Tiger trout are sterile hybrids of the brown trout (Salmo trutta) and the brook trout (Salvelinus fontinalis). Their name is derived from the exaggerated vermiculations that evoke a mental image of tiger stripes. Due to brook trout having 84 chromosomes and the brown trout 80 this hybrid rarely occurs naturally in the wild, although instances have been reported for decades.
Hatcheries are able to produce good numbers of tigers by fertilizing brown trout eggs with brook trout milt. However, the survival rate of the eggs is typically low, rarely exceeding 25%, compared to the 85% typically achieved with brown trout. Thanks to hybrid vigor, tiger trout reportedly grow much faster than either parentage.

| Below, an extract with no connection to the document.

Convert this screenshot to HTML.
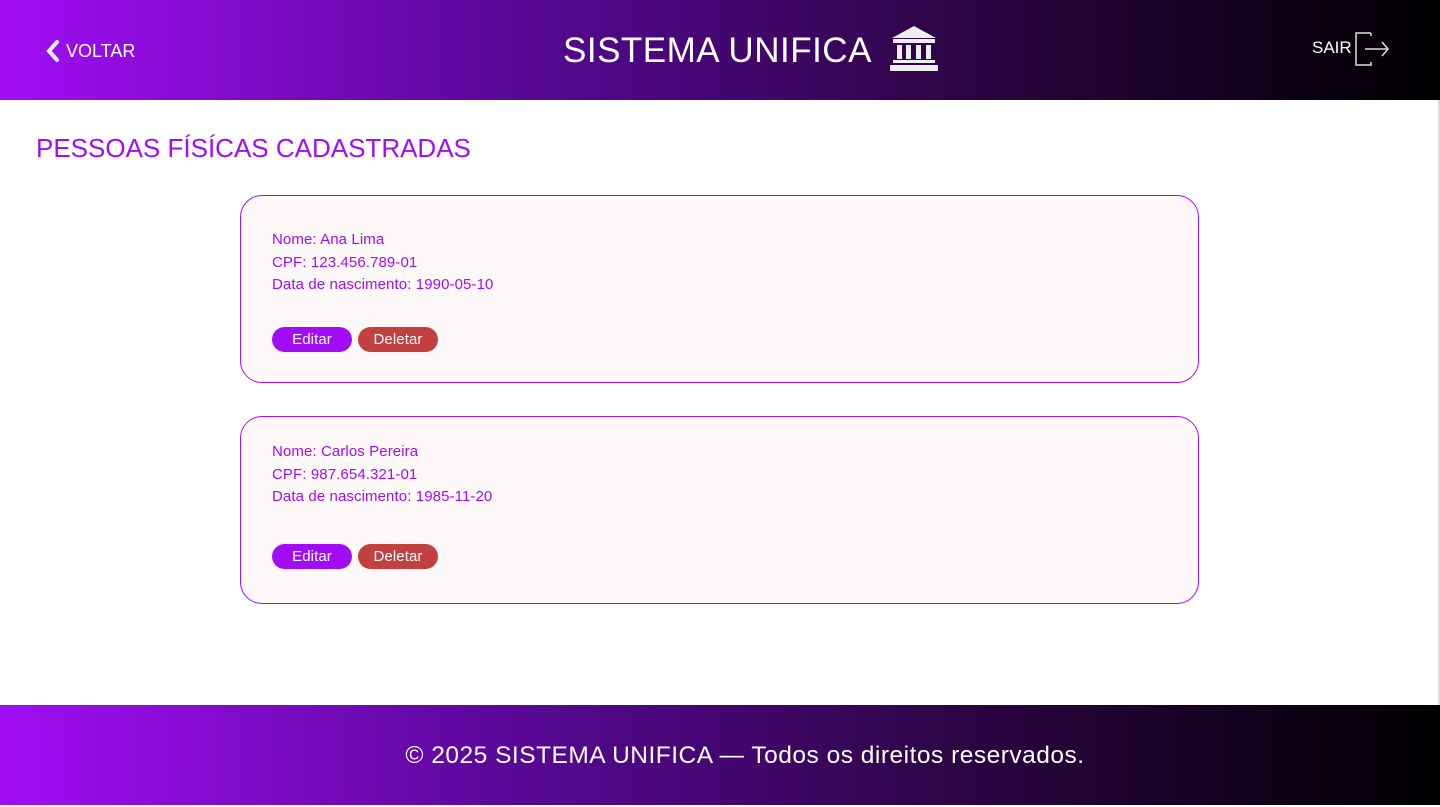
<!DOCTYPE html>
<html><head><meta charset="utf-8"><style>
*{margin:0;padding:0;box-sizing:border-box}
body{width:1440px;height:805px;overflow:hidden;background:#fff;font-family:"Liberation Sans",sans-serif;position:relative}
header{position:absolute;left:0;top:0;width:1440px;height:100px;background:linear-gradient(90deg,#a10ef5 0%,#5a0899 35%,#2e0548 65%,#000 100%);color:#fff}
.back{position:absolute;left:44px;top:39px;font-size:18px;display:flex;align-items:center;gap:4px}
.title{position:absolute;left:563px;top:31px;font-size:35px;letter-spacing:0.5px}
.bank{position:absolute;left:888px;top:24px}
.sair{position:absolute;left:1312px;top:38px;font-size:17px}
.exit{position:absolute;left:1354px;top:31px}
h1{position:absolute;left:36px;top:133px;font-weight:normal;font-size:26px;color:#a10ef5}
.card{position:absolute;left:240px;width:959px;border:1px solid #a10ef5;border-radius:22px;background:#fff8f8;padding:33px 0 0 31px;color:#a10ef5;font-size:15px;letter-spacing:0.1px}
.card p{line-height:22.5px}
.btns{position:absolute;left:31px;display:flex;gap:6px}
.b{width:80px;height:25px;border-radius:13px;color:#fff;font-size:15px;text-align:center;line-height:25px}
.e{background:#a10ef5}.d{background:#c34040}
footer{position:absolute;left:0;top:705px;width:1440px;height:100px;background:linear-gradient(90deg,#a10ef5 0%,#5a0899 35%,#2e0548 65%,#000 100%);color:#fff;font-size:24.5px;letter-spacing:0.5px;text-align:center;line-height:102px;padding-left:50px}
.edge{position:absolute;left:1438px;top:100px;width:2px;height:605px;background:#ddd}
</style></head><body>
<header>
<div class="back"><svg width="18" height="24" viewBox="0 0 18 24"><path d="M13 3 L5 12 L13 21" stroke="#eee" stroke-width="4" fill="none" stroke-linecap="round"/></svg>VOLTAR</div>
<div class="title">SISTEMA UNIFICA</div>
<svg class="bank" width="52" height="50" viewBox="0 0 52 50"><path d="M26 2 L48 14 L4 14 Z" fill="#eee"/><rect x="5" y="15" width="42" height="4" fill="#eee"/><rect x="9" y="21" width="5" height="14" fill="#eee"/><rect x="18" y="21" width="5" height="14" fill="#eee"/><rect x="28" y="21" width="5" height="14" fill="#eee"/><rect x="38" y="21" width="5" height="14" fill="#eee"/><rect x="5" y="36" width="42" height="3" fill="#eee"/><rect x="2" y="41" width="48" height="6" rx="1" fill="#eee"/></svg>
<div class="sair">SAIR</div>
<svg class="exit" width="36" height="36" viewBox="0 0 36 36"><path d="M17 2 H2 V34 H17 V31 M17 5 V2 M11 18 H34 M28 11 L34 18 L28 25" stroke="#ddd" stroke-width="1.5" fill="none"/></svg>
</header>
<h1>PESSOAS FÍSÍCAS CADASTRADAS</h1>
<div class="card" style="top:195px;height:188px"><p>Nome: Ana Lima</p><p>CPF: 123.456.789-01</p><p>Data de nascimento: 1990-05-10</p>
<div class="btns" style="top:131px"><div class="b e">Editar</div><div class="b d">Deletar</div></div></div>
<div class="card" style="top:416px;height:188px;padding-top:24px"><p>Nome: Carlos Pereira</p><p>CPF: 987.654.321-01</p><p>Data de nascimento: 1985-11-20</p>
<div class="btns" style="top:127px"><div class="b e">Editar</div><div class="b d">Deletar</div></div></div>
<div class="edge"></div>
<footer>© 2025 SISTEMA UNIFICA — Todos os direitos reservados.</footer>
</body></html>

Tiger’s markings are considerably different from their parents, and rather striking. The vermiculations of the male brook trout appear enlarged and twisted into a stripe-like pattern. Most also have a greenish cast, especially along the back.
Highly piscivorous (fish-eating), tiger trout are stocked not only for their sporting qualities, but also as a means of controlling stunted populations of brook trout and rough fish, such as suckers. Consequently, Utah Division of Wildlife Resources has been stocking them frequently, being sterile, they are able to control their population numbers also.
When fall water temperatures and day length perfectly align, brown trout are cued to begin their annual spawn. Providing the egg component, female brown trout are netted and her eggs are removed by gently stroking the fish’s belly in the direction of a vent, located just in front of the tail. Next, sperm from a male Trapper’s Lake brook trout is added to the pan along with a splash of water, to activate the fertilization process.
Tiger Trout in Colorado
Tiger trout are sterile hybrids of male brook trout and female brown trout. While they rarely occur naturally in nature, they are stocked as a control measure for stunted brook trout and rough fish, such as suckers, in Colorado by Colorado Parks and Wildlife. In addition to being used as a control measure, they offer fisherman an excellent sport fish opportunity.
Because of hybrid vigor and nature of the species, tiger trout are known for their quick growth rate as well as large overall size. Tigers are fairly disease resistant, making them a valuable species with their resistance to whirling disease. Again, because of their parent species, they are best targeted with minnow imitation lures and flies once they are big enough to switch over to a fish diet.
Their coloration and markings very greatly from brightly buttered color to extremely dull grey. Overall, the vermiculations otherwise known as "worm shapes" on top of a brook trout are more pronounced that often look like a tiger pattern. In addition to tiger striping you will also find larger uniformed colored spots. While most trout show a mixture of multiple colors within their body, Tiger Trout will most often only have two major colors.
Because these fish are created within a laboratory setting and are more expensive to create, please consider catch and release of this species.
-Courtesy Alan Peak
Anglers salivating to knock this species off the proverbial bucket list will have additional opportunities in the near future as Colorado Parks and Wildlife plans to expand production by collecting trout eggs and sperm at additional lakes, other than North Delany (browns) and Trappers (brook trout). For those that simply cannot wait, a select group of waters near Cameron Pass were stocked with tiger trout in 2011, with additional stocking planned for in 2013 for mountain lakes within the Poudre and Big Thompson River drainages.